А самую большую радость я испытал на заре своей адвокатской деятельности в Россоши. Вообще, я начинал в Ольховатке. Окончил юрфак с красным дипломом и получил распределение в юротдел облисполкома. Я отказался, пришел в адвокатуру и сказал, что хочу работать адвокатом. Мне сказали: вы, Сергей, у нас происхождения курского, рабоче-крестьянского, в городе мест нет, есть в Ольховатке. Я поехал туда. Там был один судья, один прокурор — Николай Шишкин, который сейчас возглавляет облпрокуратуру, и один адвокат — я. Такой правовой треугольник. Потом я перебрался в Россошь, и году, наверное, в 95-м было там дело: цыганского пацаненка привлекали за хулиганство. А тогда за хулиганство с применением оружия грозила тюрьма. Его арестовали, идет суд. Меня пригласили уже на судебное разбирательство. И в суде удалось доказать, что он не хулиганствовал, а оборонялся. Понятно, что с цыганенком подраться в деревне за честь. И его оправдали. Мы выходим с ним из суда, а там уже табор весь стоит, и при нашем появлении они грянули песни и танцы.

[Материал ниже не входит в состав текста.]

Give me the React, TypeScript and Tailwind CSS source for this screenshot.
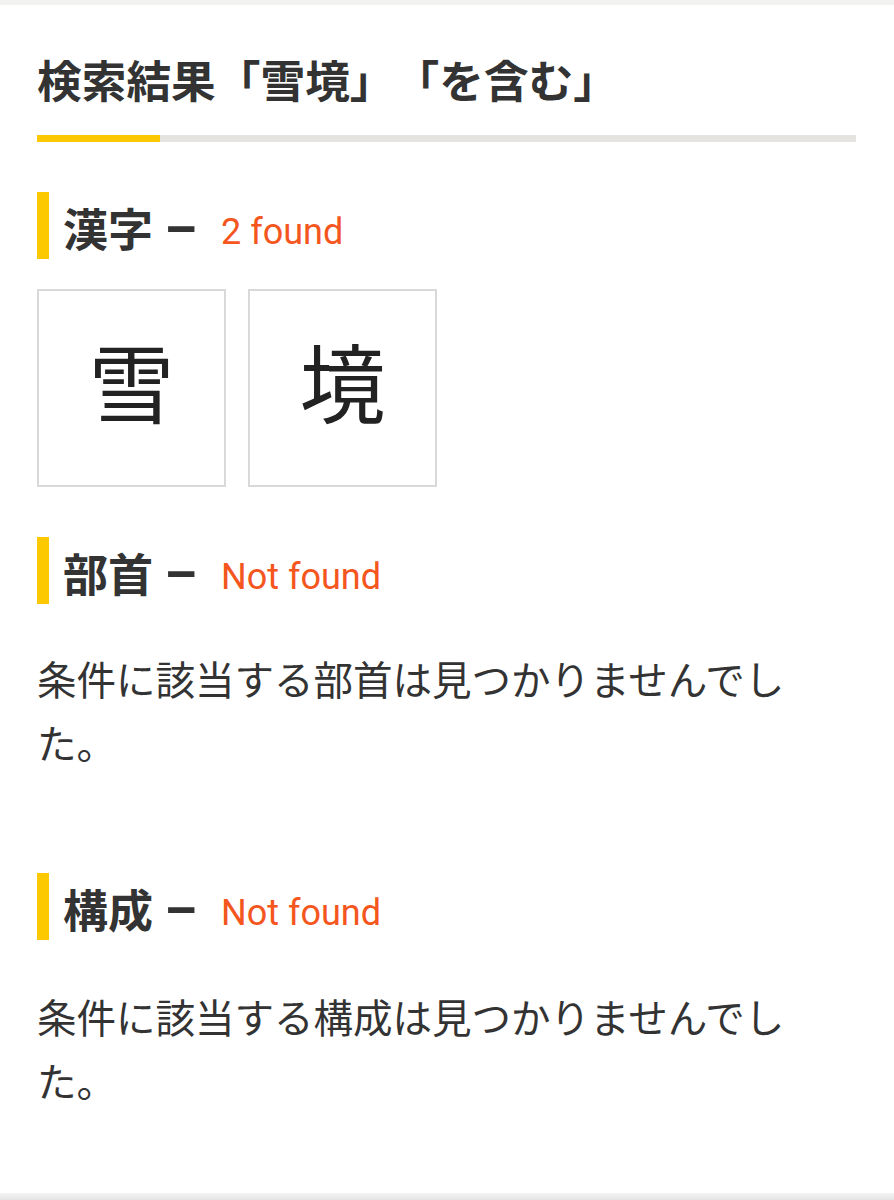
import React from "react";

const CJK = "font-['Roboto','Noto_Sans_CJK_JP',sans-serif]";

function SectionHeader({ title, status }: { title: string; status: string }) {
  return (
    <div className="flex h-[67px] items-start border-l-[12px] border-[#fcc800] pl-[14px] pt-[12px]">
      <div className="whitespace-nowrap leading-[50px]">
        <span className="text-[45px] font-bold text-[#333333]">{title} </span>
        <span className="text-[52px] leading-none font-bold text-[#333333]">–</span>
        <span className="ml-[24px] align-[3px] text-[36px] font-normal text-[#f4561e]">{status}</span>
      </div>
    </div>
  );
}

function KanjiBox({ ch }: { ch: string }) {
  return (
    <div className="flex h-[198px] w-[189px] items-center justify-center border-2 border-[#d9d9d9] bg-white">
      <span className="text-[86px] leading-none font-normal text-[#222222]">{ch}</span>
    </div>
  );
}

export default function App() {
  return (
    <div className={`flex h-[1200px] flex-col bg-white ${CJK}`}>
      <div className="h-[5px] bg-[#f2f2f0]" />
      <main className="flex-1 pl-[37px] pr-[38px]">
        <h1 className="mt-[51px] whitespace-nowrap text-[44.7px] leading-[45px] font-bold text-[#333333] font-['Noto_Sans_CJK_JP',sans-serif] [text-spacing-trim:space-all]">
          検索結果「雪境」「を含む」
        </h1>
        <div className="mt-[34px] flex h-[7px] bg-[#e6e4e0]">
          <div className="w-[123px] bg-[#fcc800]" />
        </div>

        <section className="mt-[50px]">
          <SectionHeader title="漢字" status="2 found" />
          <div className="mt-[30px] flex gap-[22px]">
            <KanjiBox ch="雪" />
            <KanjiBox ch="境" />
          </div>
        </section>

        <section className="mt-[50px]">
          <SectionHeader title="部首" status="Not found" />
          <p className="mt-[42px] text-[39.5px] leading-[64px] text-[#333333] font-['Noto_Sans_CJK_JP',sans-serif]">
            条件に該当する部首は見つかりませんでした。
          </p>
        </section>

        <section className="mt-[99px]">
          <SectionHeader title="構成" status="Not found" />
          <p className="mt-[44px] text-[39.5px] leading-[64px] text-[#333333] font-['Noto_Sans_CJK_JP',sans-serif]">
            条件に該当する構成は見つかりませんでした。
          </p>
        </section>
      </main>
      <div className="h-[7px] bg-gradient-to-b from-[#f4f4f4] to-[#e4e4e4]" />
    </div>
  );
}
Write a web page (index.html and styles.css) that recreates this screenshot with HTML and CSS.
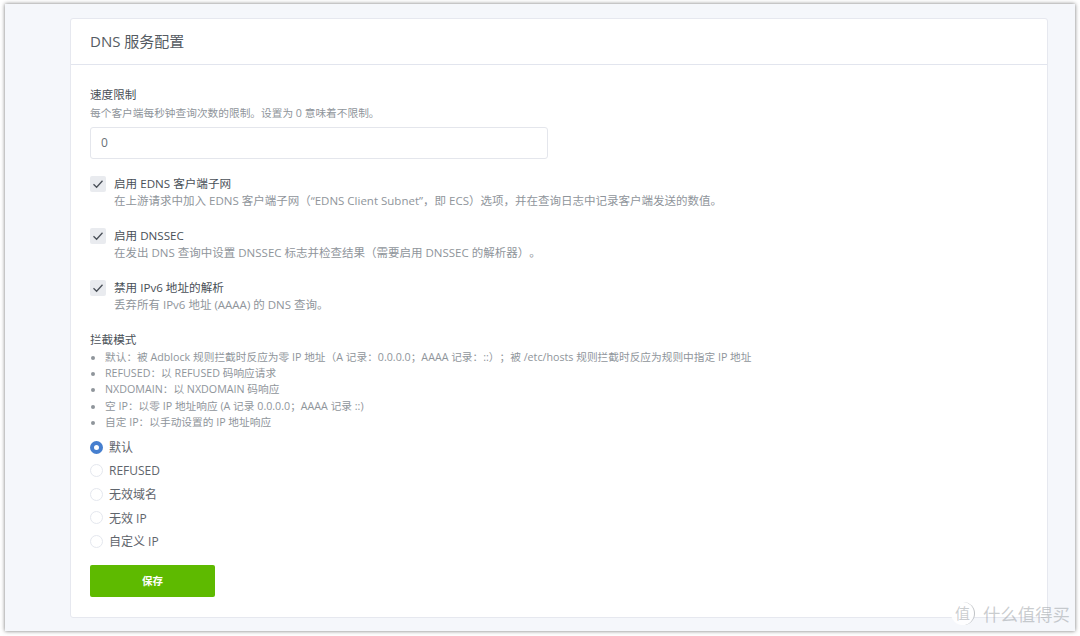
FILE: index.html
```html
<!DOCTYPE html>
<html lang="zh-CN">
<head>
<meta charset="utf-8">
<title>DNS 服务配置</title>
<link rel="stylesheet" href="styles.css">
</head>
<body>
<div class="frame">
  <section class="card">
    <h1 class="card-title">DNS 服务配置</h1>
    <form class="card-body">
      <div class="field">
        <div class="label">速度限制</div>
        <div class="desc">每个客户端每秒钟查询次数的限制。设置为 0 意味着不限制。</div>
        <div class="input">0</div>
      </div>
      <div class="check first">
        <span class="box"><svg width="12" height="12" viewBox="0 0 12 12"><path d="M1.5 6.3 4.6 9.3 10.5 2.8" fill="none" stroke="#4a5058" stroke-width="1.3"/></svg></span>
        <div>
          <div class="label">启用 EDNS 客户端子网</div>
          <div class="desc">在上游请求中加入 EDNS 客户端子网（“EDNS Client Subnet”，即 ECS）选项，并在查询日志中记录客户端发送的数值。</div>
        </div>
      </div>
      <div class="check">
        <span class="box"><svg width="12" height="12" viewBox="0 0 12 12"><path d="M1.5 6.3 4.6 9.3 10.5 2.8" fill="none" stroke="#4a5058" stroke-width="1.3"/></svg></span>
        <div>
          <div class="label">启用 DNSSEC</div>
          <div class="desc">在发出 DNS 查询中设置 DNSSEC 标志并检查结果（需要启用 DNSSEC 的解析器）。</div>
        </div>
      </div>
      <div class="check">
        <span class="box"><svg width="12" height="12" viewBox="0 0 12 12"><path d="M1.5 6.3 4.6 9.3 10.5 2.8" fill="none" stroke="#4a5058" stroke-width="1.3"/></svg></span>
        <div>
          <div class="label">禁用 IPv6 地址的解析</div>
          <div class="desc">丢弃所有 IPv6 地址 (AAAA) 的 DNS 查询。</div>
        </div>
      </div>
      <div class="mode">
        <div class="label">拦截模式</div>
        <ul class="modes">
          <li>默认：被 Adblock 规则拦截时反应为零 IP 地址（A 记录：0.0.0.0；AAAA 记录：::）；被 /etc/hosts 规则拦截时反应为规则中指定 IP 地址</li>
          <li>REFUSED：以 REFUSED 码响应请求</li>
          <li>NXDOMAIN：以 NXDOMAIN 码响应</li>
          <li>空 IP：以零 IP 地址响应 (A 记录 0.0.0.0；AAAA 记录 ::)</li>
          <li>自定 IP：以手动设置的 IP 地址响应</li>
        </ul>
      </div>
      <div class="radios">
        <div class="radio"><span class="dot on"></span>默认</div>
        <div class="radio"><span class="dot"></span>REFUSED</div>
        <div class="radio"><span class="dot"></span>无效域名</div>
        <div class="radio"><span class="dot"></span>无效 IP</div>
        <div class="radio"><span class="dot"></span>自定义 IP</div>
      </div>
      <div class="save">保存</div>
    </form>
  </section>
  <div class="watermark"><span class="mark">值</span><span>什么值得买</span></div>
</div>
</body>
</html>
```
FILE: styles.css
```css
html, body { margin: 0; padding: 0; background: #fff; }
body {
  width: 1080px;
  height: 636px;
  overflow: hidden;
  font-family: "Open Sans", "Noto Sans CJK SC", sans-serif;
  color: #495057;
  text-spacing-trim: space-all;
}
.frame {
  position: relative;
  box-sizing: border-box;
  width: 1070px;
  height: 627px;
  margin: 4px 0 0 5px;
  padding: 14px 27px 0 65px;
  background: #f5f7fb;
  box-shadow: 0 0 4px rgba(0,0,0,.55);
}
.card {
  box-sizing: border-box;
  height: 600px;
  background: #fff;
  border: 1px solid #e6e8ef;
  border-radius: 3px;
}
.card-title {
  margin: 0;
  height: 45px;
  padding-left: 19px;
  font-size: 15px;
  font-weight: 400;
  line-height: 45px;
  color: #555b62;
  border-bottom: 1px solid #e2e5ee;
}
.card-body { display: block; padding: 20px 19px 0; }
.label { font-size: 11.6px; line-height: 19px; color: #495057; }
.field .label { margin-bottom: 2px; }
.desc { font-size: 10.7px; line-height: 15px; color: #8f959b; }
.input {
  box-sizing: border-box;
  width: 458px;
  height: 32px;
  margin-top: 6px;
  padding-left: 10px;
  border: 1px solid #e4e6ec;
  border-radius: 3px;
  font-size: 12px;
  line-height: 30px;
  color: #6a7077;
}
.check { display: flex; gap: 8px; height: 34px; margin-top: 18px; }
.check.first { margin-top: 16px; }
.check .label { line-height: 17px; }
.check .desc { font-size: 11.5px; line-height: 17px; }
.box {
  flex: none;
  display: flex;
  align-items: center;
  justify-content: center;
  width: 16px;
  height: 16px;
  margin-top: 1px;
  background: #e9ebef;
  border-radius: 2px;
}
.mode { margin-top: 17px; }
.modes {
  margin: 0;
  padding: 0 0 0 15px;
  font-size: 10.7px;
  line-height: 16.2px;
  color: #8f959b;
}
.radios { margin-top: 5.5px; }
.radio {
  display: flex;
  align-items: center;
  gap: 6px;
  height: 23.5px;
  font-size: 12px;
  color: #5f656c;
}
.dot {
  box-sizing: border-box;
  width: 13px;
  height: 13px;
  border: 1px solid #e4e7ee;
  border-radius: 50%;
  background: #fff;
}
.dot.on { border: 4px solid #467fcf; }
.save {
  width: 125px;
  height: 32px;
  margin-top: 11.5px;
  background: #5eba00;
  border-radius: 2px;
  font-size: 10.5px;
  font-weight: 700;
  line-height: 32px;
  text-align: center;
  color: #fff;
}
.watermark {
  position: absolute;
  right: 5px;
  bottom: 5px;
  display: flex;
  align-items: center;
  gap: 8px;
  font-size: 17.4px;
  color: rgba(150,155,160,.5);
}
.mark {
  width: 23px;
  height: 23px;
  border-radius: 50%;
  border-right: 1.5px solid rgba(150,155,160,.6);
  background: rgba(255,255,255,.85);
  font-size: 15px;
  line-height: 23px;
  text-align: center;
}
```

— Насколько мне известно, существует практика, когда за деньги можно закрыть любое уголовное дело, вплоть до убийства. Доводилось слышать, что есть и прейскурант на такого рода услуги. Вы на сей счет что-то можете сказать?

— Все-таки здесь больше элемент скандальности и слухов. Если какое-либо уголовное дело заканчивается прекращением, то в 90% случаев такова его законная юридическая судьба. В оставшихся 10% закрытие дела может быть связано с субъективным подходом. И необязательно с тем, что имела место коррупция. Может быть, дело закрыли из-за принадлежности подозреваемого к какому-нибудь влиятельному клану. Или в силу того, что нашелся какой-нибудь покровитель в столицах — у нас все-таки византийский подход. Или возымело воздействие некое общественное мнение. Ну, бывает, что подключаются депутаты, правозащитники, население, проводятся пикеты. А закрыть за деньги... Я думаю, такое вряд ли возможно. Существует целая система контроля за возбуждением и прекращением дел.

— Но, к сожалению, не каждый способен проявить стойкость, оказавшись в жерновах нашей правоохранительной системы.

— Цель правоохранителей ведь зачастую не в том, чтобы покарать виновного, а в том, чтобы продемонстрировать результат. У нас ведь привыкли не выбирать средств для достижения цели.

— Какие еще причины, по-вашему, мешают торжеству закона в стране?

— Я считаю, что говорить о торжестве закона – значит идеализировать ситуацию. Не нужно торжества закона. Нужно хотя бы его присутствие. У нас декларируется, что он есть, но, как только наступает момент принятия решения, о законе забывают.

— О чем же вспоминают?

— О текущем моменте, социальной справедливости, о целесообразности, о политической ситуации и так далее. Такие причины чаще всего и формируют позицию суда. Чего еще ждать, если у нас президенты вмешиваются в борьбу между Генпрокуратурой и следственным комитетом вокруг игорного бизнеса в Подмосковье? По цивилизованным представлениям, оба должны уйти в отставку — и Чайка, и Бастрыкин. И вместе с собой убрать остальных подчиненных, завязанных в скандале. Но президенты понимают, что неоткуда взять новых — честных, неподкупных, потому и пытаются их утихомирить. Наблюдая за тем, что происходит, народ внизу думает: если у них там такое творится, то нам вообще можно все. Ну не нормальна ситуация, когда возбуждается уголовное дело, а Генпрокурор решает, что неправильно. А в соседнем здании такой же генерал решает иначе. И оба они демонстрируют, что судьи — куклы, которыми можно как угодно манипулировать.

— Получается, суд у нас самостоятельной ветвью власти так и не стал.

— Из-за того, что центральная ветвь отвертикалила все остальные ветви, законодательная и судебная превратились, по-моему, в листочки. Может быть, даже фиговые. Хотя кризис права и закона заключается больше не в исполнительной ветви. Законы у нас пишут нормальные. Думаю, дело в том, что законы общежития человеческого закреплены в сознании, а сознание подвержено изменениям. Наблюдается такой, я бы сказал, дрейф в сторону... не хочется говорить оскотинивания... В общем, животные инстинкты превалируют над цивилизованными представлениями. Потому что мы все-таки — человеки. Не высшего разума носители. Ничто человеческое нам не чуждо. И адвокату приходится все-таки защищать человека.

Герман Полтаев.
Воронежский курьер, №21, 1 марта 2011 г.